I would like to tell you of the place – not the place which is lovely & full of air, fit for you & me – but the work – just now I have begun to negotiate for the L. Tsana barrage or rather the option for it, for which I have offered from K. £10,000 a year – Harrington tried once to do this for Cromer, and failed – I shall fail too probably, for all my trouble – I am advising that we pay a lump sum say 10 or 15 years purchase – with another lump on the completion of the works which will cost about a million – but it’s a sacred lake, & there are priests - & the old saw that the rulers sell the people & drown their land for foreign money - & Italian opposition –

But besides the lake I want to stave off a French financier loan to Abyssinia – 12,000,000 francs on the railway forwards towards the Indon –

I’ve got to stop that somehow - & then the Habesh & the Italians are nearly at war - & that must be stopped & made useful - & I want to build a telegraph line – oh there are heaps of things - & the most hopeless opposition & procrastination & incompetency – but its all in the day’s work, a full day thank god –

There’s lots more – the E. African frontier where (whisper it not in Earth) Thesiger made an ass of himself, spurred on by a bigger ass called Dodds - & arms & the Baro – I don’t think Basra will give me more scope, only a step up (as this ceases at Xmas) & more pay - & what I want which is Gertrude – that’s the great thing –

Here I write to you at odd times – this morning at 7 a.m. in a verandah – over roses & flowers where the gardeners water, through the young trees which I planted, down hill to the field where the racing ponies are trotting with the Indian sowars - & then away 3 days four days of journey blue & misty to Gukwala the sacred mountain, 14,000ft, with its lake & its priests – a grand old volcano – If you were here someday we’d go – slipping easily away to take refuge with God – the real gods of lake & mountain – And the other side if I turn my head, another mighty stretch with the Palace in the middle distance, and thirty miles away Managasha the mountain of forest – 12,oooft – there are gods there too –

And in the palace unburied lies the great king – for none dare say he is dead.
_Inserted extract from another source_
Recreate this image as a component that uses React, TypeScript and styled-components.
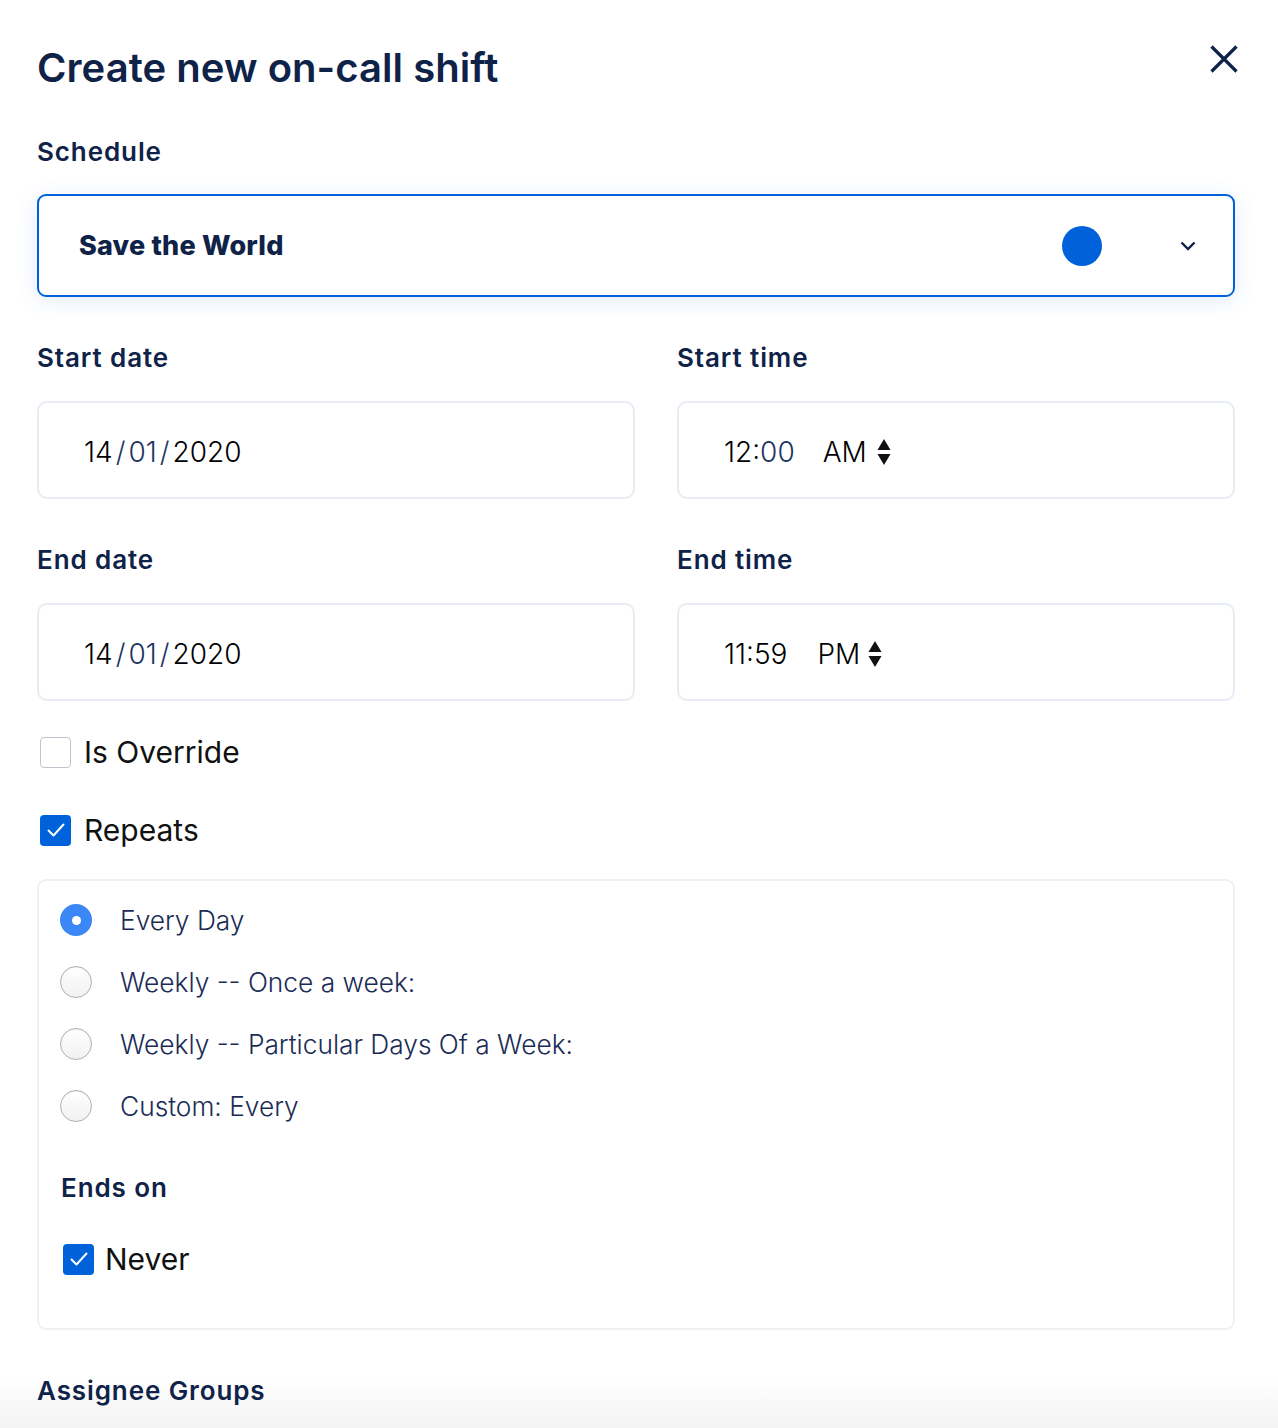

King Yasu his grandson is surrounded by soothsayers and witches & Mahommedan “fikus” – They tell him he must be the son of a king - & therefore he will crown his father Ras Mikhail king of Tigre – war or no, what does it matter – he must follow the prophecy – And they tell him that once Emperor he shall die soon – So he will not be crowned till he must, nor announce the Emperor’s death, but lead a merry life with drink & women & other delights – and every adventurer keeps holiday & they get concessions & monopolies for some new vice, or their wives or daughters – for such are they, & the worst is the Austrian Consul –

King Yasu is a boy of eighteen, not a bad boy if they’d give him a chance - & the Abyssinian ministers & the council - & my visits & talks! They are always a delight – and on the whole I rather like Abyssinians, & they all like me.

I have told you a very little, - why are not you sitting here with me this morning before we dress drinking tea and mountain air – for we live at 8000 feet –

Before I forget I will send you a flower now blooming because its queer – it is a red lily but it climbs – It has a bulb and an open flower something like a passion flower in shape, and at the end of each long lily leaf it has a creeper tendril & by them lefts through bushes its long straight stalk – I’ll dig them up before I go –

Well I’ll stop & go dress – This is a business letter – dressed we should go & criticise two despatches I wrote yesterday - & weigh the daily crop of rumours – I am also a high court but I don’t sit today –

All this I shall regret in the heat & flies & fever of Basra – but good if god will.